Whichever, system is used, it is important to give feedback to our students and their parents about how they are progressing in school.  Is there evidence of learning?

                    Do you have a favorite REPORT CARD MEMORY?  
Leave it in the comment section!


  1. Hi Nan;

    I read and watched all about report cards and I agree that they system should be changed.

    I also read and watched about Earthquackes and Tsunamis and I learned a lot.

    Just like going back to school.

    Keep up the good work

    Love, Dad

  2. Rick Wormeli clip very interesting and thought provoking. I personally thought grading was cut and dried. I honestly didn't think educators gave that much thought to the grades that they were handing out. Your post an eye opener for the "average" guy and a renewed respect for the profession. Thank you!

  3. Thank you Dad and Carol Ann for commenting. Teachers do put a lot of thought and effort into grading. Even more so now-a-days that we have the standards set by the state. I think focusing on the standards and basing progress reports on those makes more sense. It will be less subjective and not based on whether or not you've turned in homework or put forth effort. Those are important but shouldn't be the measure of your learning. Does this make sense?

    Again, thanks for taking the time to read and respond to my post.

    Dad, by far the most viewed post has been the Tsunami/Earthquake one.

  4. Hi Nancy,
    read this post of yours a few days ago. I wanted to thank you for commenting at my place and also tell you that I really emphatize with you for the grading. I wish I could help ;) I really think grading is the hardest task as a teacher. It really takes a lot of time and effort, and you really have to make sure that you get enough "stuff" over the year that you can give a just grade in the end. I wish you luck and keep up the good work!

  5. Hi Anna,
    Thanks for stopping by. I loved your Wallwisher and tried to add it here and it didn't quite work. Another day. Grading is tough - I heard again today from someone that I should just give the kids A's. Do you think if I did that it would mean anything to them? Or do you think they would be thrilled? Perhaps I will start a wallwisher for my students and get their thoughts.

    Thanks again.

  6. Hi again,
    your sticky is there. I just put that I want to approve it before it gets posted. To avoid spam since I tweeted it.
    No, I don't think just giving A's would do it. Then someone else has to make the decision if the kids are to go to this or that school or do this or that job. Unfortunately our society is built on that we are grouping people after skills/achievments, it sounds awful when you put it in writing like this doesn't it?
    Anyway I think it is a good idea to get the students to think about the purpose of grading and also make them see that they have an influence on what grade they get.
    I would love to read what your students think about it!

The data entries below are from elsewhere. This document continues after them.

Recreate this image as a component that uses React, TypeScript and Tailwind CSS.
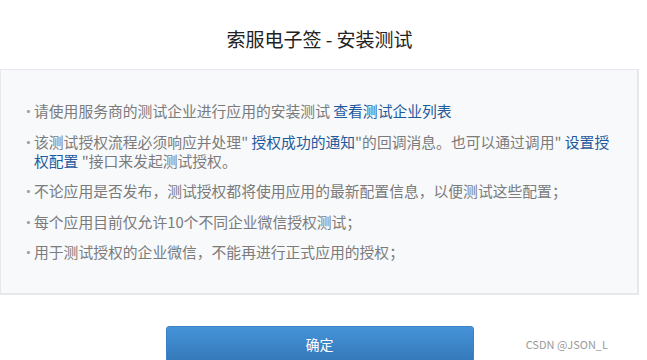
const font = {
  fontFamily: '"Noto Sans CJK SC", "Liberation Sans", sans-serif',
};

function Link({ children }: { children: React.ReactNode }) {
  return <span className="text-[#1f5a9c]">{children}</span>;
}

const items: React.ReactNode[] = [
  <>
    请使用服务商的测试企业进行应用的安装测试 <Link>查看测试企业列表</Link>
  </>,
  <>
    该测试授权流程必须响应并处理" <Link>授权成功的通知</Link>"的回调消息。也可以通过调用" <Link>设置授权配置</Link> "接口来发起测试授权。
  </>,
  <>不论应用是否发布，测试授权都将使用应用的最新配置信息，以便测试这些配置；</>,
  <>每个应用目前仅允许10个不同企业微信授权测试；</>,
  <>用于测试授权的企业微信，不能再进行正式应用的授权；</>,
];

export default function App() {
  return (
    <div className="relative w-[647px] h-[360px] overflow-hidden bg-white" style={font}>
      <div className="w-[639px]">
        {/* 标题 */}
        <div className="h-[69px] pt-[8px] flex items-center justify-center">
          <h2 className="text-[19px] text-[#222] leading-none">索服电子签 - 安装测试</h2>
        </div>

        {/* 说明 */}
        <div className="border border-[#e6e8eb] border-r-2 border-b-2 bg-[#f7f9fb] pl-[20px] pr-[25px] pt-[31px] pb-[32px]">
          <ul className="space-y-[11.5px] text-[14.8px] leading-[19px] text-[#7b7b7b]">
            {items.map((item, i) => (
              <li key={i} className="flex">
                <span className="w-[13px] shrink-0 text-[#a0a0a0]">·</span>
                <span className="flex-1">{item}</span>
              </li>
            ))}
          </ul>
        </div>

        {/* 按钮 */}
        <div className="mt-[31px] flex justify-center">
          <button className="w-[308px] h-[38px] rounded-t-[3px] border border-[#3a83c8] bg-gradient-to-b from-[#4593d9] to-[#3377b7] text-white text-[14px] leading-none pb-[2px]">
            确定
          </button>
        </div>
      </div>

      <span className="absolute right-[39px] bottom-[10px] text-[11px] text-[#9a9a9a] leading-none">
        CSDN @JSON_L
      </span>
    </div>
  );
}
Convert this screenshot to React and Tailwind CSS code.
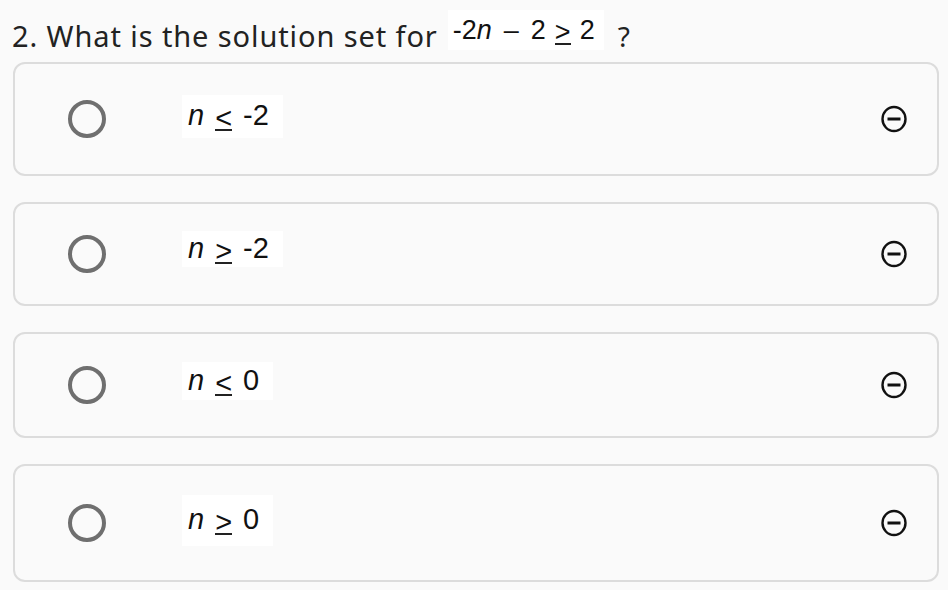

  7. I'm retired now! My colleague and I just had a conversation about the amount of time it took us to fill out report cards and how happy we are not to have to do that anymore. I spent hours upon hours on them even at a K and 1st grade level. Accuracy and input are so important. Of course, I became known for my thoroughness/wordiness (surprised?) of reporting, but parents definitely got a clear picture of their child's standing. But now, it's clearly something I want to put behind me.

    Interesting video though. In college, I had a class whereby the prof had us grade our own work. I've always questioned an A as there's always room for improvement as well as an F--just attending should get you something more.

    Grades make such an impact on how we perceive ourselves and others. I've always been against them and believe the important aspect of assessment is that individual progress is being made.

  8. That was good. I recently took a statistical process control class at WPI and he reminds me of the brilliant guy who taught it, Jim Leonard, who also spoke similarly about the subject. He even wrote a book about transforming K-12 by Deming’s philosophies on variation. Regarding averages and how they don’t accurately reflect what’s really happening Jim would ask, “Can you drown in a river with an “average” depth of 6 inches?” Most would say no and then he’d answer “Of course you can! If somewhere along the river, the depth is 6 feet!”.

  9. Thank you all for your thoughtful responses. @ Anonymous #1: I agree that grades make such an impact on how we perceive ourselves and others. Sometimes you get a student who gets A's without really trying or learning along the way and then you have those who struggle day in and day out, but are learning at their own rate and receive C's. There needs to be a way to report progression without affecting someone's perceptions. Isn't it great that retired teachers are still thinking about student progress?

    @Anonymous #2: Would love to read Jim Leonard's book. Looking at the example your professor gave it seems almost silly to grade based upon averages!

    @Anna I think I will ask my students for their input. Will share the data once it's been collected. But, I do agree that giving just A's isn't a viable answer or a responsible one either.

    Thank you all for your thoughtful comments.

  10. I also think fair is not always equal. Students need to know their progress throughout the semester or quarter. They need to take ownership so there isn't any surprises when that report comes out. Does this card really show a picture of student learning? There has to be another way to show student achievement.

  11. Nancy,
    This is a great blog post. I see from the comments we all like to talk about the grading system rather than stories of report cards. Rick Wormeli's video was insightful. I thought he made a great point with the averaging of temperatures. I've saved your post to my Diigo folder on Grading. Hopefully it can help guide the discussion at my school.

    Thanks again,

  12. Thanks Ryan and Denise for your comments.

    @ Ryan: You are right that Fair is not always equal. That's where differentiation comes into play. I agree with you that there should be no surprises when the report card comes around. Students and their parents should already have an idea of what kind of progress is being made.

    @ Denise: Rick Wormeli really made me think and I would love to share that with some folks in our district. I truly think we are getting away from that 'averaging' way of thinking (at least at the elementary level). Would love to hear how your midlev teachers feel about it.

    Thank you both for taking the time to comment!